**Aim**
How many lines of the entries below include the word "components"? Answer with the number alone.

(Rows from a dataset of pages and code)
--- Begin ---

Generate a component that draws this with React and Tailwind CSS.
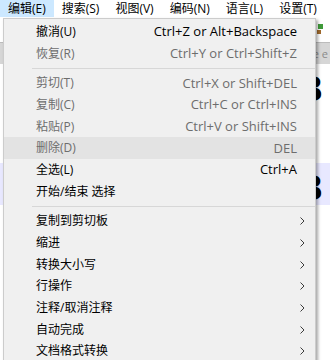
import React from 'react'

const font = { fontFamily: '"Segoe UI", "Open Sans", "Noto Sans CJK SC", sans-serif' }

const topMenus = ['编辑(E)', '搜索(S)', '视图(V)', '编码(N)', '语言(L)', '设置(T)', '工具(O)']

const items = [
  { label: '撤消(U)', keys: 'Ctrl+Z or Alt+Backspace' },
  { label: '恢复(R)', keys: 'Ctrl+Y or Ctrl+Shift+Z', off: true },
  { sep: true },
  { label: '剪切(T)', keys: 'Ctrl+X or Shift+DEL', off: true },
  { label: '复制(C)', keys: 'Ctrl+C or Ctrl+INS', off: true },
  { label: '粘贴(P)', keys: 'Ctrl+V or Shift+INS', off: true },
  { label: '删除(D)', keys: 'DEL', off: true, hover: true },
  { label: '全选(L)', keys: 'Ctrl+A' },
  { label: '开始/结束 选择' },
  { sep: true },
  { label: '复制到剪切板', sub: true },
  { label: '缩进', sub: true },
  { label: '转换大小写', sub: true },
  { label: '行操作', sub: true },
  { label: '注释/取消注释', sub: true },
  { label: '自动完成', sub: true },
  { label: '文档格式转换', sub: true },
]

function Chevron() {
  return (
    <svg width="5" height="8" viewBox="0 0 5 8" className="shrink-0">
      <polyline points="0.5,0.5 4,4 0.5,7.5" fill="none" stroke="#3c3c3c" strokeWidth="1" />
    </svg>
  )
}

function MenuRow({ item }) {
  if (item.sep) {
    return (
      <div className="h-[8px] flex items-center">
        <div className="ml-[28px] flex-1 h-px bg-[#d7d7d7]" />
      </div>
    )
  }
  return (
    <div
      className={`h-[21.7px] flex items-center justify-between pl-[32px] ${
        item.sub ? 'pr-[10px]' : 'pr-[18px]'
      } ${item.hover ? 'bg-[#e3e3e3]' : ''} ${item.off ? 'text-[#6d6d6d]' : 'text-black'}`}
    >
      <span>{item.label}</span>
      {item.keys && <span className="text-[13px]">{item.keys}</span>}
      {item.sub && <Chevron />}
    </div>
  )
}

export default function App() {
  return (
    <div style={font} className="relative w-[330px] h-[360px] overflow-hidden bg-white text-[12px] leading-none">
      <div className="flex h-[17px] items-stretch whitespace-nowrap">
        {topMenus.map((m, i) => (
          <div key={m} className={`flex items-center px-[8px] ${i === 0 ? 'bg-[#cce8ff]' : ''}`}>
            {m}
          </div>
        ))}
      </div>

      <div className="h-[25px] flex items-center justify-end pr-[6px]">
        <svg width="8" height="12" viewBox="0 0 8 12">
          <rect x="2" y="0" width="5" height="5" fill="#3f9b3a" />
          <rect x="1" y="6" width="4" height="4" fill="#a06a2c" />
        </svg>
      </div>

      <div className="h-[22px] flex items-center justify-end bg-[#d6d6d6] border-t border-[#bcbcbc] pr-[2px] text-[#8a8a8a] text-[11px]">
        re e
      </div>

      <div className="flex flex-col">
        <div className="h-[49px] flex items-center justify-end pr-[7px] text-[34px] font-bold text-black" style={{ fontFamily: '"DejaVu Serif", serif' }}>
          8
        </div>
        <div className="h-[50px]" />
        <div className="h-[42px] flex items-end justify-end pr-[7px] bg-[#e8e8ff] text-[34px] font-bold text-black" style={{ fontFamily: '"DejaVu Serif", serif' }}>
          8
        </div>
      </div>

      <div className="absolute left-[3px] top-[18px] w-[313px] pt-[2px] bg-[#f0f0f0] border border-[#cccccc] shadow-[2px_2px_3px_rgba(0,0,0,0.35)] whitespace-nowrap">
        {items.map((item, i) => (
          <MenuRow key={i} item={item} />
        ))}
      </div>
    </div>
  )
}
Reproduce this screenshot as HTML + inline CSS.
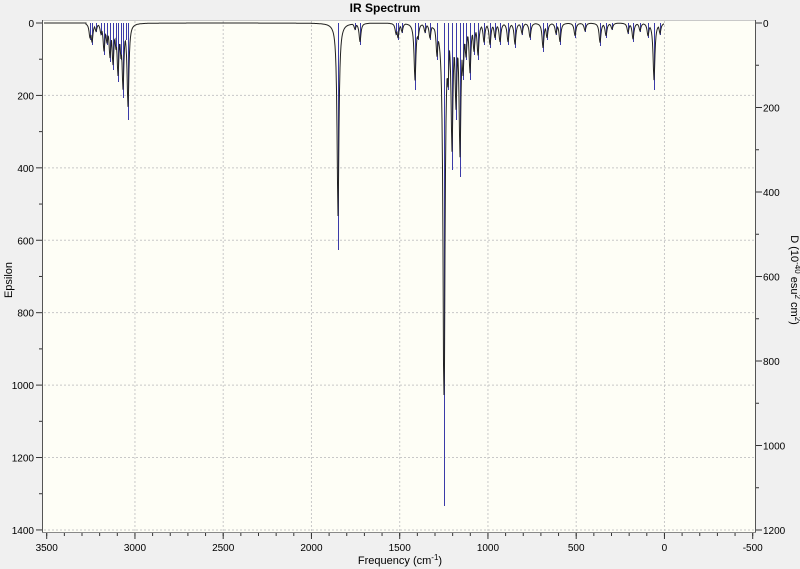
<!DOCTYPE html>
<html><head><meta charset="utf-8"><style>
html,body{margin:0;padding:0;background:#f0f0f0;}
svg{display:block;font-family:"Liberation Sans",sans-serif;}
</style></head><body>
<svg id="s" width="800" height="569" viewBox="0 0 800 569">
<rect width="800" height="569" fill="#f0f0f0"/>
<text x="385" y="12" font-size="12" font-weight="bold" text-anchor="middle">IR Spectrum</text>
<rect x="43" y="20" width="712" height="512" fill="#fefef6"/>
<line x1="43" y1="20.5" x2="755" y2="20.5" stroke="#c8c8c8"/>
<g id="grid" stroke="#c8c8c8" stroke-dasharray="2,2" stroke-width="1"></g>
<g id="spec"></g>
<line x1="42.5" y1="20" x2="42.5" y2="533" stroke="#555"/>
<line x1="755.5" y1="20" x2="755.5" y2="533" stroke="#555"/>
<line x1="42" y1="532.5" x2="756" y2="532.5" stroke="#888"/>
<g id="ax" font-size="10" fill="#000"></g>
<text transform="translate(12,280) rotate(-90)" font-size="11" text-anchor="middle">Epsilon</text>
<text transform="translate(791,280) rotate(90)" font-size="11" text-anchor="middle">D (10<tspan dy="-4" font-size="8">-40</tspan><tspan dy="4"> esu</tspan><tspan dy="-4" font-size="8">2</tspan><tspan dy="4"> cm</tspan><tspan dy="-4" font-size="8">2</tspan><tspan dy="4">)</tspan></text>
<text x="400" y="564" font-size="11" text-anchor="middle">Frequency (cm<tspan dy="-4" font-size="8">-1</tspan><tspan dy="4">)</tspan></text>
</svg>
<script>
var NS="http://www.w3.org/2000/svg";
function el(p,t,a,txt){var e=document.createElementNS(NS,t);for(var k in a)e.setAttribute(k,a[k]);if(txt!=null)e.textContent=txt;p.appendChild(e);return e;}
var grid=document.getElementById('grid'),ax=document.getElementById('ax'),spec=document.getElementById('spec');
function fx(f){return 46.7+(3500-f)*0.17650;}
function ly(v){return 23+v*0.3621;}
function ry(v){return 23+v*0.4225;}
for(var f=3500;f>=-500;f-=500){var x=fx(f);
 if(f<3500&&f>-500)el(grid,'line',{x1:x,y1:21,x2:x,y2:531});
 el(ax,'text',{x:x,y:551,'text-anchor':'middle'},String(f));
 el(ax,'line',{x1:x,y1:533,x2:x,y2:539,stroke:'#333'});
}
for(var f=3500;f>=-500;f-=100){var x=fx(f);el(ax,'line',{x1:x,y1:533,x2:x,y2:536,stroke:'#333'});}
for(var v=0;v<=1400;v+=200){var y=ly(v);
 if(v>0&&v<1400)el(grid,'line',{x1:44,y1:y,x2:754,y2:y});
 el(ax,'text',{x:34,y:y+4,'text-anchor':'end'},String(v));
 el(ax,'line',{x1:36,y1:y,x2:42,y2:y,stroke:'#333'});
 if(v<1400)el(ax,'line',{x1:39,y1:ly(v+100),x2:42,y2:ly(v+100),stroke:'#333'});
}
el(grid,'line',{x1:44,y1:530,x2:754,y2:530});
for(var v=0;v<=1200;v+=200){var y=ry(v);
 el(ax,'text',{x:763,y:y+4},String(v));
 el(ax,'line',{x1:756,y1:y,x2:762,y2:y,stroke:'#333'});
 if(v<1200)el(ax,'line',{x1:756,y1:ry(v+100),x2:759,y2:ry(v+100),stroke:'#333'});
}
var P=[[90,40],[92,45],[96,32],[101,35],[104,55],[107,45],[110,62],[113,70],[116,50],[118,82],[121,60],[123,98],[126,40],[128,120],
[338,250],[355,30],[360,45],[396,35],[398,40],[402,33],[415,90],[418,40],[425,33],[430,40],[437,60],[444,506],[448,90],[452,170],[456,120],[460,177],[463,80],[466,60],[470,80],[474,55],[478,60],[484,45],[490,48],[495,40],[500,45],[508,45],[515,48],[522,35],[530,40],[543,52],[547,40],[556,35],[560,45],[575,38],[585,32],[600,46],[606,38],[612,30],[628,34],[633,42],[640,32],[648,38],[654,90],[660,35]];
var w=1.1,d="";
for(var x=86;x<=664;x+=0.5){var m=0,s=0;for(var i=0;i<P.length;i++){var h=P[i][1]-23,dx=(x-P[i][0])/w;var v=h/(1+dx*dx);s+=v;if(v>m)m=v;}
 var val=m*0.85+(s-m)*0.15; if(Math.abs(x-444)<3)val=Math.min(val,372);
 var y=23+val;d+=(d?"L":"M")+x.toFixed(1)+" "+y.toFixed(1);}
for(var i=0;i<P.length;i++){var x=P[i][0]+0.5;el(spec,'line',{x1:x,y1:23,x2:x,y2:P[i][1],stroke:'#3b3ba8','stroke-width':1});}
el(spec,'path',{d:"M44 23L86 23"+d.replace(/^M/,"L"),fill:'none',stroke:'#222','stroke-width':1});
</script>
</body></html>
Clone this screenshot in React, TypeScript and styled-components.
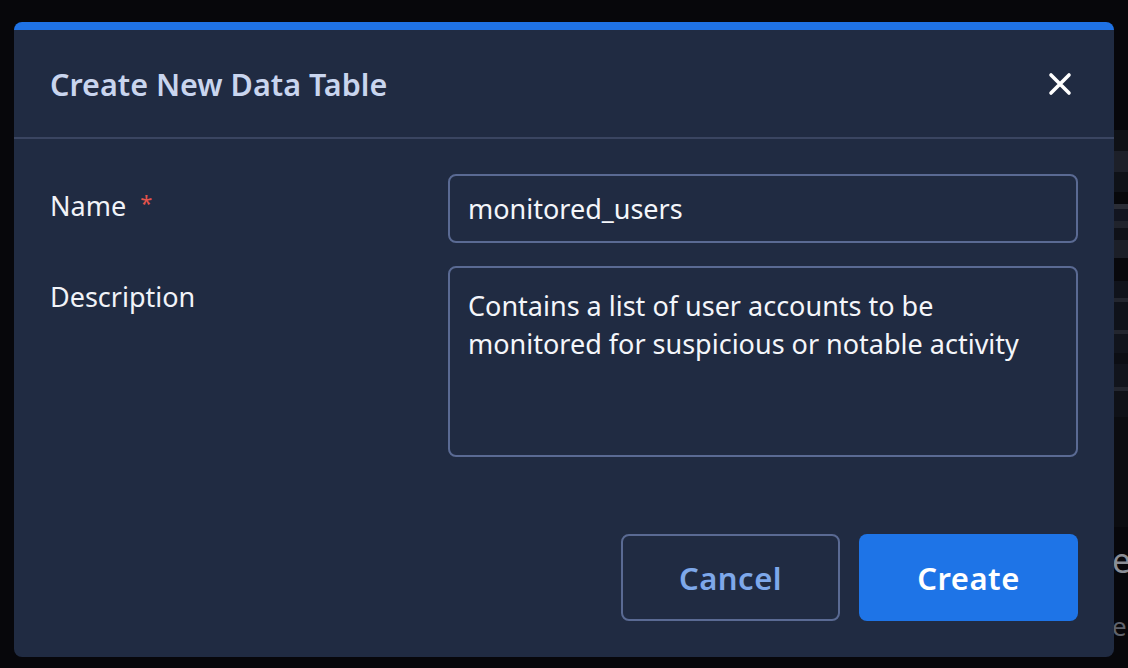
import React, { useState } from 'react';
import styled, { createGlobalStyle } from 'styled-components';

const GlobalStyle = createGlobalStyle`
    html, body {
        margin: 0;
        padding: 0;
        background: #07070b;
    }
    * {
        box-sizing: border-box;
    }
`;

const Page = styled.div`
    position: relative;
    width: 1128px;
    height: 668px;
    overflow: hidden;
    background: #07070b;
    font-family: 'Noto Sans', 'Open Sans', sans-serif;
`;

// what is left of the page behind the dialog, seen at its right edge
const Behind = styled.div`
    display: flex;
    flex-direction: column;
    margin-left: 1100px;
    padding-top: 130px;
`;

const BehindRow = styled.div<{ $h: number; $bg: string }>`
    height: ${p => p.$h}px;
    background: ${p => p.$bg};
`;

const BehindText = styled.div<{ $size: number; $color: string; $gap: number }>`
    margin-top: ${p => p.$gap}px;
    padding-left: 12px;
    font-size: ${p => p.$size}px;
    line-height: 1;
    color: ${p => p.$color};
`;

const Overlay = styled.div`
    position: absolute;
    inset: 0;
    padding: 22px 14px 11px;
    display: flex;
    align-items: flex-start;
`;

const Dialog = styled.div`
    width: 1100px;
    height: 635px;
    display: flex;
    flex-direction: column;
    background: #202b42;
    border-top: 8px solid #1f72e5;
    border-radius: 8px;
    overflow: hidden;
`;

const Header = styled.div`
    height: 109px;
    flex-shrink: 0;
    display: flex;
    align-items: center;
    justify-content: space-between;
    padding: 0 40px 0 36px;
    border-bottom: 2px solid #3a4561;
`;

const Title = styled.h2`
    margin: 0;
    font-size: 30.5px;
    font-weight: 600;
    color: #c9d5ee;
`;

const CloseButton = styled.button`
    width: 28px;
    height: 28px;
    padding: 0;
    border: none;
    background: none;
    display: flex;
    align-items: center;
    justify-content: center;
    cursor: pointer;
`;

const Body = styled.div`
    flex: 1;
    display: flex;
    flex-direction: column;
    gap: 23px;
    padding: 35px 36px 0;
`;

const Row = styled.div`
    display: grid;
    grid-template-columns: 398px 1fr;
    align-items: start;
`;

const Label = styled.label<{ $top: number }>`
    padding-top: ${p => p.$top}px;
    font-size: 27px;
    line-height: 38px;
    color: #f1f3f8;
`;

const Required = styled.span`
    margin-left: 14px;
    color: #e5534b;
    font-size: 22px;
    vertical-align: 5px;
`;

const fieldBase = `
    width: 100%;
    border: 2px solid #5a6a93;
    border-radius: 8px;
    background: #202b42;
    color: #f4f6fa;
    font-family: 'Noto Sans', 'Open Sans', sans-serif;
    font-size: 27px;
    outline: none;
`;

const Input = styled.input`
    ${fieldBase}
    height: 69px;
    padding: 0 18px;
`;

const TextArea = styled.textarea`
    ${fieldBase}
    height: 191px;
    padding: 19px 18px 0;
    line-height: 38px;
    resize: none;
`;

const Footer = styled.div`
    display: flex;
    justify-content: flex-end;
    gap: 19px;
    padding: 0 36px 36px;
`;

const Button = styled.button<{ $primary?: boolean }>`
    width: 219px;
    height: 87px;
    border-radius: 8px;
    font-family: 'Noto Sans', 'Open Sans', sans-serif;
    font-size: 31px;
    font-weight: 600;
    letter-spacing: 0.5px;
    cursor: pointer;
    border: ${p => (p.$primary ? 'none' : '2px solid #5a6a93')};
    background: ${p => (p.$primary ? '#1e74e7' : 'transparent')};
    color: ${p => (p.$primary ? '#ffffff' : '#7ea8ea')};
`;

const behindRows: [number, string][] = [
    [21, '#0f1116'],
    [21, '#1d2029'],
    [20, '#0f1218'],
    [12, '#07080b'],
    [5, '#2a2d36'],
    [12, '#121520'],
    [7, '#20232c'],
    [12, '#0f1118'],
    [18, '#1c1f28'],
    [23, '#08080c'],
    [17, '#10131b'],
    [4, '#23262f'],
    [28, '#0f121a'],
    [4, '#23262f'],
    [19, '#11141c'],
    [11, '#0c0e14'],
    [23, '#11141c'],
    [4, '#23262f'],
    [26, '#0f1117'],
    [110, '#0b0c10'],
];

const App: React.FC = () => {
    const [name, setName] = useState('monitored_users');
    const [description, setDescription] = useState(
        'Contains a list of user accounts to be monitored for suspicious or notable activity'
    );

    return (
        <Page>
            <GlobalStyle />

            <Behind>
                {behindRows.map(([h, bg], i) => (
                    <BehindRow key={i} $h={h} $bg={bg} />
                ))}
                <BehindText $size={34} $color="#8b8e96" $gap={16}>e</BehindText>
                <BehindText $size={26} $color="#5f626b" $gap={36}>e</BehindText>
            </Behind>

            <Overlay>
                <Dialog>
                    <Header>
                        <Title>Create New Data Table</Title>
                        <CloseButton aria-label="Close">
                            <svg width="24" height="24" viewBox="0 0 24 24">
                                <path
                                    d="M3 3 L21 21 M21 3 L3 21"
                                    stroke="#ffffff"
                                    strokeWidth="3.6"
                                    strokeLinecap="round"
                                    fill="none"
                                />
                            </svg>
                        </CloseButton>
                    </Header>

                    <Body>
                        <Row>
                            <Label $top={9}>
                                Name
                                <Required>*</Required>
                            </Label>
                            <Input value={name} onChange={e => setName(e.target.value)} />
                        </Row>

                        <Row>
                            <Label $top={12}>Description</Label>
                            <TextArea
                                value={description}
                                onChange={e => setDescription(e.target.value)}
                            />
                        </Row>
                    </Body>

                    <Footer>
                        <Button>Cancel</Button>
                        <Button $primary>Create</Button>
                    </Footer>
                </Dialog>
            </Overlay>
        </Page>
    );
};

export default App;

--- End ---

**Solution**
2